Hugh Jackman’s seven-year project, The Greatest Showman, brings to the silver screen the tale of conflicted genius, Phineas Taylor Barnum, who made his name by presenting to the world, a series of oddities cleverly curated to invoke shock, awe, wonderment, indignation, and even revulsion.
His Barnum’s American Museum at the corner of Broadway and Ann Street in New York City, opened in 1841, and rapidly became a lighting rod for societal outrage.
Each new exhibit was more sensational than the last, and Barnum’s American Museum became something of a cause célèbre, as the world watched with delicious anticipation for each fresh sally from PT Barnum.
Irrespective of the reaction to the horrors and delights on offer, visitors were repeatedly drawn back for another look, 38 million people visited the extravaganza between 1941 and 1865, while the population of America in 1860 was 32 million.
The Zondo Commission of inquiry into state capture is little different to PT Barnum’s American Circus, particularly since ex-Bosasa chief operations officer, Angelo Agrizzi, started to deliver testimony.
Much like visitors to Barnum’s American Museum, the nation watches in fascinated horror, agog, as Mr Agrizzi matter-of-factly drops bombshell after bombshell, implicating the likes of Dudu Myeni, Hlaudi Motsoeneng, Lindiwe Sisulu, Nomvula Mokonyane, past president Jacob Zuma, among others, and by extension, the ANC as a whole, in blatantly illegal activities.
As a nation we are drawn back to sit and watch the tragedy that we have become unfold before our very eyes, as the last remaining vestiges of lustre on our much-vaunted democracy are tarnished, seemingly beyond recovery, by the litany of misdeeds in which those who control the levers of power have engaged.
Quite naturally, as each person is implicated, immediate denials are issued, almost as if vigorous denial will simply be accepted as “the truth”, obviating the need to appear before the commission and to be held to account.
Inasmuch as many visitors to Barnum’s American Museum often felt great sympathy for outlandish human exhibits like the bearded lady, General Tom Thumb, and the giant, it is understandable that Mr Agrizzi might too engender a measure of sympathy from the horrified national audience.
But Mr Agrizzi deserves not a shred of sympathy, because by his own testimony, he actively and knowingly took part in the bribery and corruption allegedly perpetrated by Bosasa CEO, Gavin Watson.
It beggars belief that he should expect any form of sympathy for his belated attack of conscience, which amounts to little other than a desperate attempt at self-preservation.
He is as guilty of corruption as are those he implicates, if what he says came to pass, turns out to be the unvarnished truth.
Unsurprisingly perhaps, President Cyril Ramaphosa has remained silent on the specifics of each revelation, confining his remarks to generalisations about how happy he is with the commission’s work: “… the Zondo Commission is doing its work wonderfully and I can assure you, we’re going to clean up.

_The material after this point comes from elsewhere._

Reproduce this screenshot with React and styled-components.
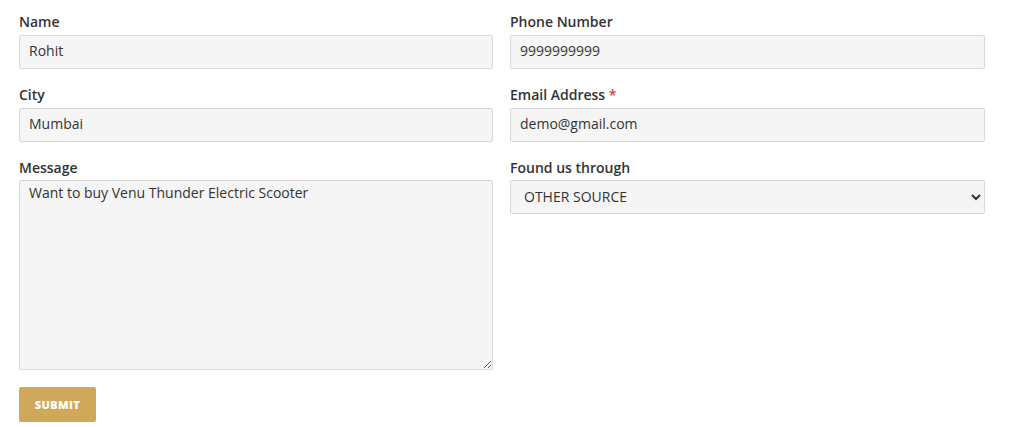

Clean up is what we’re going to do.
“We need to work to correct what has gone wrong in the past, people who’ve been involved in maleficent [acts] and wrongdoing need to be accountable.”
This must, of course, be read against the background of President Ramaphosa’s ANC presidential campaign war chest having received a cash injection to the tune of R500 000 from Bosasa, apparently without his knowledge or consent.
Whereas President Ramaphosa has undertaken to appear before the commission to “explain” the ANC’s position on the matter of state capture since 1994, one must assume that he will also be expected to answer questions about that awkward R500 000.
This convenient misdirection, this attempted sleight-of-hand, that individual actions cannot be laid at the door of the ANC, feeds the constant refrain from the likes of Zizi Kodwa that “the ANC is not on trial at the Zondo Commission”, when, of course, it really is on trial.
The narrative goes something like this: “The ANC cannot be held accountable for the actions of individuals”, but as political analyst, Aubrey Matshiqi, so eloquently put it the other day on national television: “That’s like saying the mouth cannot be held accountable for something the lips said.”
So, by way of example, Ms Mokonyane allegedly prevailed upon Bosasa to fund ANC election campaign Siyanqoba rallies in Gauteng to the tune of millions of rands, according to Mr Agrizzi.
Mr Kodwa, when asked for the ANC’s response to this allegation, made it quite clear that, if this had indeed happened it had come to pass without the knowledge of, or sanction by, the ANC.
“The ANC cannot be held accountable for what individual members do in their personal capacity. Ms Mokonyane will have to appear before the commission to explain herself.”
Are we to believe that, if indeed Ms Mokonyane did, of her own volition, induce Bosasa to spend millions on ANC campaign rallies in Gauteng, that not a single soul in the ANC leadership knew anything about this “donation”?
If so, then we must also accept that, despite President Donald Trump having been caught out multiple times, through verifiable fact checking, telling dreadful untruths, that, as he asserts, his alternative truth is the new reality.